• **To be done**: Using the data below, copy each line that includes the word "this".
--- START OF Entries shown ---
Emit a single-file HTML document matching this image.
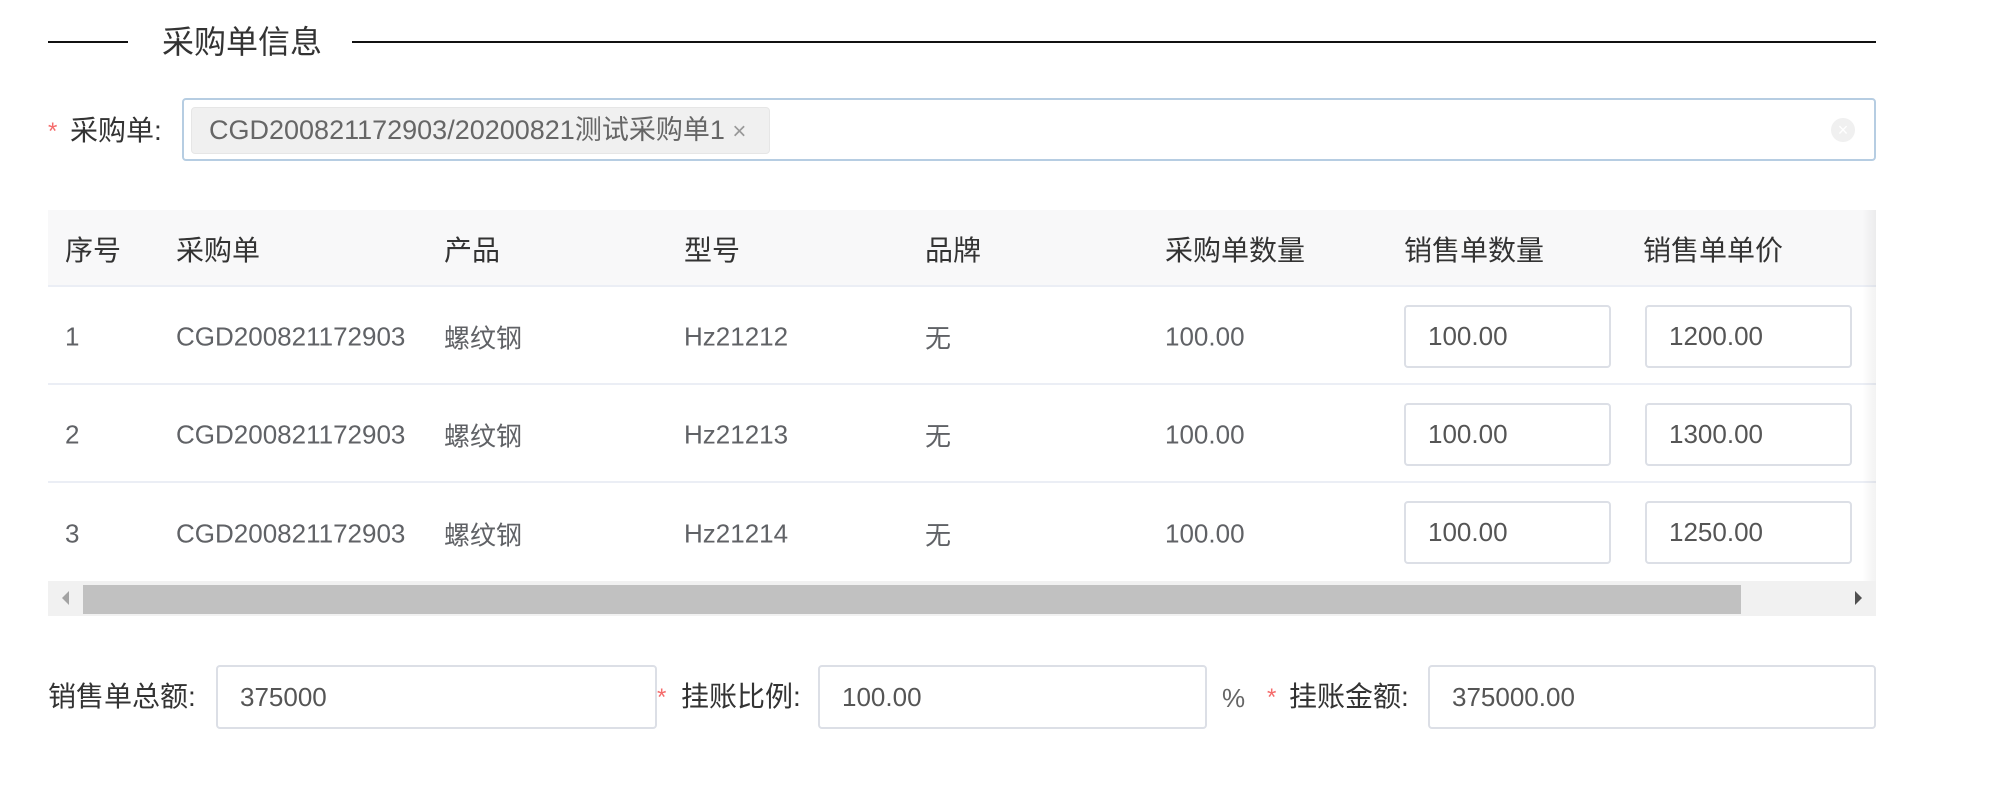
<!DOCTYPE html>
<html><head><meta charset="utf-8"><style>
*{box-sizing:border-box;margin:0;padding:0}
body{width:1995px;height:787px;background:#fff;position:relative;overflow:hidden;font-family:"Liberation Sans","Noto Sans CJK SC",sans-serif;color:#606266;font-size:26px}
.a{position:absolute;white-space:nowrap}
.line{position:absolute;height:2px;background:#111}
.inp{position:absolute;border:2px solid #dcdfe6;border-radius:4px;background:#fff;display:flex;align-items:center;padding-left:22px;color:#555;font-size:26px}
.hd{position:absolute;top:210px;height:77px;left:48px;width:1828px;background:#f8f8f9;border-bottom:2px solid #ebeef5}
.row{position:absolute;left:48px;width:1828px;height:98px;border-bottom:2px solid #ebeef5}
.c{position:absolute;top:52%;transform:translateY(-50%);white-space:nowrap}
.h{font-size:28px;color:#333}
.lb{position:absolute;line-height:32px;color:#333;font-size:28px;white-space:nowrap}
.req{color:#f56c6c !important}
</style></head><body>
<div class="line" style="left:48px;width:80px;top:41px"></div>
<div class="a" style="left:162px;top:20px;font-size:32px;color:#333;line-height:44px">采购单信息</div>
<div class="line" style="left:352px;width:1524px;top:41px"></div>

<div class="lb req" style="left:48px;top:116px;font-size:24px">*</div>
<div class="lb" style="left:70px;top:115px">采购单:</div>
<div class="a" style="left:182px;top:98px;width:1694px;height:63px;border:2px solid #b6cde2;border-radius:4px"></div>
<div class="a" style="left:191px;top:107px;width:579px;height:47px;background:#f0f0f0;border:1px solid #e6e6e6;border-radius:4px;line-height:45px;padding-left:17px;color:#666;font-size:27px">CGD200821172903/20200821测试采购单1 <span style="color:#999;font-size:24px">×</span></div>
<div class="a" style="left:1831px;top:118px;width:24px;height:24px;border-radius:50%;background:#f0f0f0;color:#fff;font-size:18px;line-height:24px;text-align:center">×</div>

<div class="hd">
<span class="c h" style="left:17px">序号</span><span class="c h" style="left:128px">采购单</span><span class="c h" style="left:396px">产品</span><span class="c h" style="left:636px">型号</span><span class="c h" style="left:877px">品牌</span><span class="c h" style="left:1117px">采购单数量</span><span class="c h" style="left:1356px">销售单数量</span><span class="c h" style="left:1595px">销售单单价</span>
</div>

<div class="row" style="top:287px"><span class="c" style="left:17px">1</span><span class="c" style="left:128px">CGD200821172903</span><span class="c" style="left:396px">螺纹钢</span><span class="c" style="left:636px">Hz21212</span><span class="c" style="left:877px">无</span><span class="c" style="left:1117px">100.00</span></div>
<div class="row" style="top:385px"><span class="c" style="left:17px">2</span><span class="c" style="left:128px">CGD200821172903</span><span class="c" style="left:396px">螺纹钢</span><span class="c" style="left:636px">Hz21213</span><span class="c" style="left:877px">无</span><span class="c" style="left:1117px">100.00</span></div>
<div class="row" style="top:483px;border-bottom:none"><span class="c" style="left:17px">3</span><span class="c" style="left:128px">CGD200821172903</span><span class="c" style="left:396px">螺纹钢</span><span class="c" style="left:636px">Hz21214</span><span class="c" style="left:877px">无</span><span class="c" style="left:1117px">100.00</span></div>

<div class="inp" style="left:1404px;top:305px;width:207px;height:63px">100.00</div>
<div class="inp" style="left:1645px;top:305px;width:207px;height:63px">1200.00</div>
<div class="inp" style="left:1404px;top:403px;width:207px;height:63px">100.00</div>
<div class="inp" style="left:1645px;top:403px;width:207px;height:63px">1300.00</div>
<div class="inp" style="left:1404px;top:501px;width:207px;height:63px">100.00</div>
<div class="inp" style="left:1645px;top:501px;width:207px;height:63px">1250.00</div>
<div class="a" style="left:1862px;top:210px;width:14px;height:371px;background:linear-gradient(to right,rgba(0,0,0,0),rgba(0,0,0,0.05))"></div>

<div class="a" style="left:48px;top:581px;width:1828px;height:35px;background:#f1f1f1"></div>
<div class="a" style="left:83px;top:585px;width:1658px;height:29px;background:#c1c1c1"></div>
<div class="a" style="left:62px;top:591px;width:0;height:0;border-top:7px solid transparent;border-bottom:7px solid transparent;border-right:7px solid #a3a3a3"></div>
<div class="a" style="left:1855px;top:591px;width:0;height:0;border-top:7px solid transparent;border-bottom:7px solid transparent;border-left:7px solid #505050"></div>

<div class="lb" style="left:48px;top:681px">销售单总额:</div>
<div class="inp" style="left:216px;top:665px;width:441px;height:64px">375000</div>
<div class="lb req" style="left:657px;top:682px;font-size:24px">*</div>
<div class="lb" style="left:681px;top:681px">挂账比例:</div>
<div class="inp" style="left:818px;top:665px;width:389px;height:64px">100.00</div>
<div class="lb" style="left:1222px;top:682px;color:#666;font-size:26px">%</div>
<div class="lb req" style="left:1267px;top:682px;font-size:24px">*</div>
<div class="lb" style="left:1289px;top:681px">挂账金额:</div>
<div class="inp" style="left:1428px;top:665px;width:448px;height:64px">375000.00</div>
</body></html>
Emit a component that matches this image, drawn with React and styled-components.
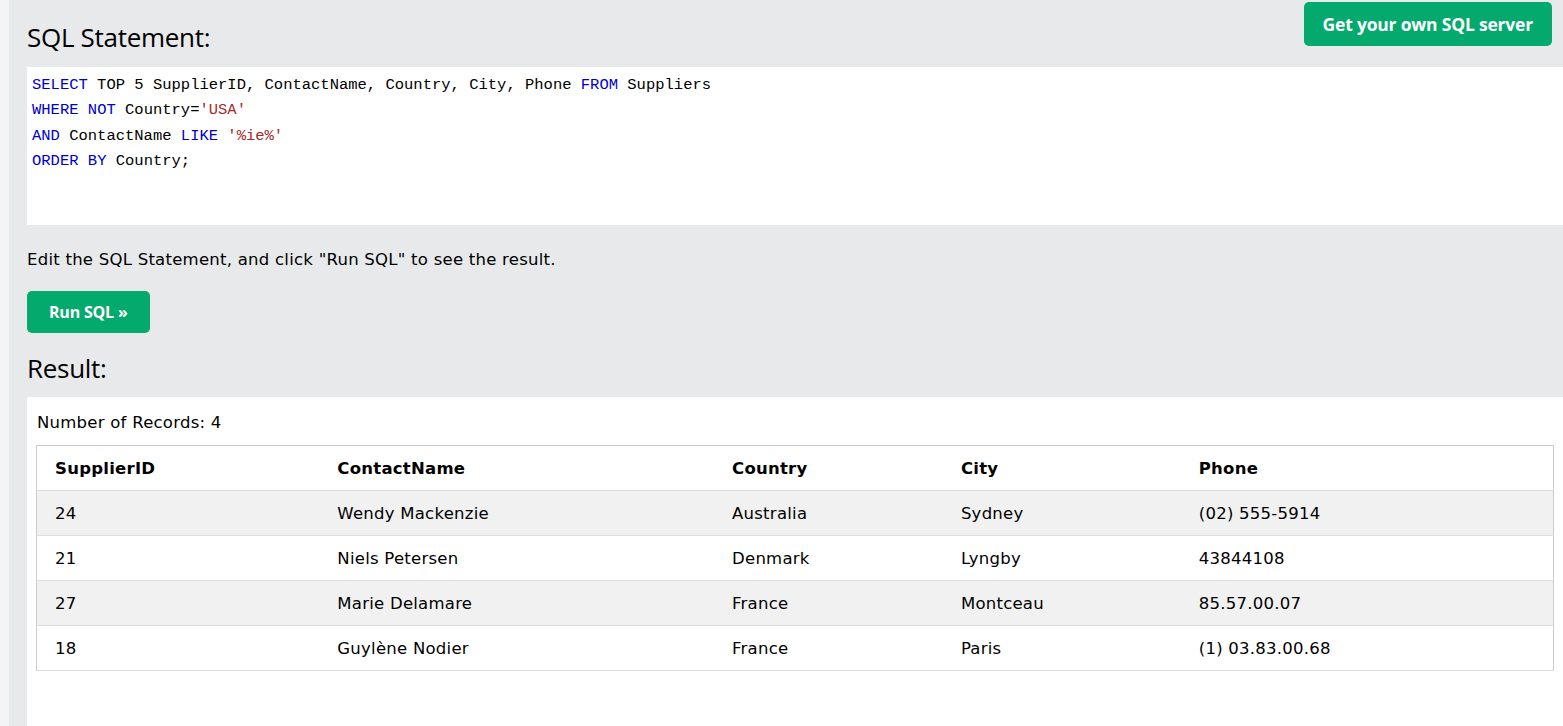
--- END OF Entries shown ---
• **Answer to the task**:
Emit a single-file HTML document matching this image.
Emit a component that matches this image, drawn with React and styled-components.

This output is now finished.